Bundy’s lawsuit also alleged that Nirvana have in the past attributed the copyright in the image to the band themselves, variously claiming that Kurt Cobain created it and/or that the illustration is in the public domain, ie no longer protected by copyright.

The legal filing then added: “Nirvana and some of the other defendants have maintained this position in their responses to plaintiff’s continuing requests to cease their wrongful conduct in the US and abroad”.

All or any of that might be true, but when considering the case, judge Dale S Fischer said that one key dispute between the parties here relates to specifics around the ownership of the copyright in the circles of hell image.

Meanwhile, both parties agree that the image is directly protected by the UK copyright system, enjoying protection under US copyright law as a ‘foreign work’ via the global copyright treaties.

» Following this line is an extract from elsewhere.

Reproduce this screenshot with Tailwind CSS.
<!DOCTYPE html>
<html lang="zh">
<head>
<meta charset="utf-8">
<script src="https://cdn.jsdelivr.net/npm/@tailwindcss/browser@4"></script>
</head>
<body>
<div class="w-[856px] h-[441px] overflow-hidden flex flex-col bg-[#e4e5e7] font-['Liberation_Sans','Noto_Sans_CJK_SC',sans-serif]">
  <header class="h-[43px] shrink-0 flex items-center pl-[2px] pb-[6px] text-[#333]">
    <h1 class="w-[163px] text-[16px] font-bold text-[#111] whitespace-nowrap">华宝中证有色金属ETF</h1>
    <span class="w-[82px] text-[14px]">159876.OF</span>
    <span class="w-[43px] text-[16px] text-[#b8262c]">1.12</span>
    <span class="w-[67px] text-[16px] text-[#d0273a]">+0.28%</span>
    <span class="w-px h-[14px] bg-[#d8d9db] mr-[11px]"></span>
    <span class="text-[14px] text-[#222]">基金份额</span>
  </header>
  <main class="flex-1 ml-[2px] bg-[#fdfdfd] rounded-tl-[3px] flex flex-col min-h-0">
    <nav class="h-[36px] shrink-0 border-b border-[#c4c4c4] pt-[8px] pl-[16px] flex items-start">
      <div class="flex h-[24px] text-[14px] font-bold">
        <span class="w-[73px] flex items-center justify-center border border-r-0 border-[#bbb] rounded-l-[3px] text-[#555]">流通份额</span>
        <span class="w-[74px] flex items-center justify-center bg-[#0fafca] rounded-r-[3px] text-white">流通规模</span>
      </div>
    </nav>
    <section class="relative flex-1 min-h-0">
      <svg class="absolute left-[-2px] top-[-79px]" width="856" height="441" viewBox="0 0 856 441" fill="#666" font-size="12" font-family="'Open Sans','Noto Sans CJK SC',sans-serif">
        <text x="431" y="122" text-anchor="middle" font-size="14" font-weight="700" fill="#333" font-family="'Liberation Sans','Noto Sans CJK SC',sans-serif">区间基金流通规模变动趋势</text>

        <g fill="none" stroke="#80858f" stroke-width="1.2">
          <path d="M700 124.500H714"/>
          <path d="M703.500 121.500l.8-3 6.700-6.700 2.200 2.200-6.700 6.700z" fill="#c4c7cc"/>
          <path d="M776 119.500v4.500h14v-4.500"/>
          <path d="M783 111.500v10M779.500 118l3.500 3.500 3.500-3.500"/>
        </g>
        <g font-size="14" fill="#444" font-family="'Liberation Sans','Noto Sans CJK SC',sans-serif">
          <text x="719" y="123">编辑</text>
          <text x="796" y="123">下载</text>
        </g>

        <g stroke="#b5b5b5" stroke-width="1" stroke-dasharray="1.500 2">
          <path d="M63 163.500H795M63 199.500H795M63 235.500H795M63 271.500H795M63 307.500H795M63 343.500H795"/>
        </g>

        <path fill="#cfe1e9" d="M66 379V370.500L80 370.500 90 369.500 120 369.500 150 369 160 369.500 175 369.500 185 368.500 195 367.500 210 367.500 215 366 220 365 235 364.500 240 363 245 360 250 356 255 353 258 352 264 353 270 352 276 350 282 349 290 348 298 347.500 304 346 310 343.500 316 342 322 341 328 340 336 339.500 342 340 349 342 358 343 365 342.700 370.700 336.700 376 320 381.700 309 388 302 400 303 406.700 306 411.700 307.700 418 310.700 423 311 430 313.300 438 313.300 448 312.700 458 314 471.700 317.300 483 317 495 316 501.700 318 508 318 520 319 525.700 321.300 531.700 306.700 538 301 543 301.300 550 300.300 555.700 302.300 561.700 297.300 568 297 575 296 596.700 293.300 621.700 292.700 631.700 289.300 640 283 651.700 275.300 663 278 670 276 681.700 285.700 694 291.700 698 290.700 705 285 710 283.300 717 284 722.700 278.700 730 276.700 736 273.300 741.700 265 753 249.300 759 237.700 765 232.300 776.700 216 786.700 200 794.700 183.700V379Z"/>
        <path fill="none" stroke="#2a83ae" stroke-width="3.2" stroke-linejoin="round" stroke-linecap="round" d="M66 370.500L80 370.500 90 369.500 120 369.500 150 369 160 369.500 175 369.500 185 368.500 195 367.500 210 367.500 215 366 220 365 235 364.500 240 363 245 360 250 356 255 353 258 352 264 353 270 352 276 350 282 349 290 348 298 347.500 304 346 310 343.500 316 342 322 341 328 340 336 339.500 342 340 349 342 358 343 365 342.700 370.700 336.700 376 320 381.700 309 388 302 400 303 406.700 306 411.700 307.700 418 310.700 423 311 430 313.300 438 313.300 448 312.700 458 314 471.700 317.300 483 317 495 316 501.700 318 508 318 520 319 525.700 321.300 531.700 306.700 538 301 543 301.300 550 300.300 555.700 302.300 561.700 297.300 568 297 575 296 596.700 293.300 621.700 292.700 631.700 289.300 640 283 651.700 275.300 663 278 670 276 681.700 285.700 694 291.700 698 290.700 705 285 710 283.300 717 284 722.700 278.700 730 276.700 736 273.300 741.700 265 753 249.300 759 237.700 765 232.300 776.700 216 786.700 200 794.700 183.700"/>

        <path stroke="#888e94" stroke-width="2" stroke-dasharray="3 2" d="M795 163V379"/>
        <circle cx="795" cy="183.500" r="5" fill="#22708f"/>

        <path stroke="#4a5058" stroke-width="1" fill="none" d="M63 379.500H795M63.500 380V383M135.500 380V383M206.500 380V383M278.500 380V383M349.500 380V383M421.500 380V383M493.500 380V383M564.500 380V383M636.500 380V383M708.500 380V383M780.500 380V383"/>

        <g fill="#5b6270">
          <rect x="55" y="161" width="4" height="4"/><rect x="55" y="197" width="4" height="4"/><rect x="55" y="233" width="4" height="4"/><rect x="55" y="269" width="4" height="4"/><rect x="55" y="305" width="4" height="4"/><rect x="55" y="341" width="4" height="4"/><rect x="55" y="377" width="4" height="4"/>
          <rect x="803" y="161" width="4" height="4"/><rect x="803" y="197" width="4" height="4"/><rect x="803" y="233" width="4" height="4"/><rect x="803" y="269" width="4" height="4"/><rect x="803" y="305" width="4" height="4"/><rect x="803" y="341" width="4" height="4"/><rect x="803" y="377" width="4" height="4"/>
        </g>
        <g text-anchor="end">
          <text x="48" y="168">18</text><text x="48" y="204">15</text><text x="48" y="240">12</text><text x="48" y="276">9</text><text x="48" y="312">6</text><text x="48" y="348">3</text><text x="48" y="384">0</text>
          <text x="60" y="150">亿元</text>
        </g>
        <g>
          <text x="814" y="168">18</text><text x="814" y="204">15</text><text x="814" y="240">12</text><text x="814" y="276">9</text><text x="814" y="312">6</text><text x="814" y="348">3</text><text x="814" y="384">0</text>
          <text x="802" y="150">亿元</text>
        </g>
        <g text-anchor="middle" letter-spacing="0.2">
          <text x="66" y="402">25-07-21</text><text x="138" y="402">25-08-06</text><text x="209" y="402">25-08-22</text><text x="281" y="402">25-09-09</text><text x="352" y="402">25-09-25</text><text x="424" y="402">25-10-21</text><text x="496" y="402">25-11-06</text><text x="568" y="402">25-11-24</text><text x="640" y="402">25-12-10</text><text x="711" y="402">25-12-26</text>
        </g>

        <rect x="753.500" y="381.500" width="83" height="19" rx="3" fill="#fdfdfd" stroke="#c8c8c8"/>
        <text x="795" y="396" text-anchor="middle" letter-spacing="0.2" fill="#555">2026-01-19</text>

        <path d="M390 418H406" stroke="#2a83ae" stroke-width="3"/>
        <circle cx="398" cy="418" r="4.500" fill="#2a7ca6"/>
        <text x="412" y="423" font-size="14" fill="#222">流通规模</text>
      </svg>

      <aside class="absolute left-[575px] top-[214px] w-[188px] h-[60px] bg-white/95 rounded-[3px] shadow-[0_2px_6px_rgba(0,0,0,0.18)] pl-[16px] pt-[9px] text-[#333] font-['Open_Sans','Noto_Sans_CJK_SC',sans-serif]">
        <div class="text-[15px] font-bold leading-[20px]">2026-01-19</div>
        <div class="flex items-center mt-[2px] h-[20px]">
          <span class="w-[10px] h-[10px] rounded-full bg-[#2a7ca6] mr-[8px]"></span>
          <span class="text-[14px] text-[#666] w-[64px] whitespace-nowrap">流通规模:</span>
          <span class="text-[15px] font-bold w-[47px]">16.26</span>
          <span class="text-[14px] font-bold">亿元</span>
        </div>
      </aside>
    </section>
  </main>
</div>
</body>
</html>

With that in mind, Fischer concluded, it would be better to pursue the lawsuit in the UK courts, which are better positioned to consider matters of copyright ownership under UK copyright law.

“A UK court is surely more familiar with and readily able to apply UK law to UK copyright ownership disputes”, Fischer stated in a ruling last week.

She also added: “Given that one of the core disputes in this case concerns ownership of the copyright in the illustration, which is governed by UK law, the UK likely has a stronger interest, on balance, in this case”.

Having reached that conclusion, Fischer granted the defence’s motion to dismiss the case, on the condition they “submit themselves to the jurisdiction of a UK court” if Bundy now decides to proceed with her legal claim on this side of the Atlantic.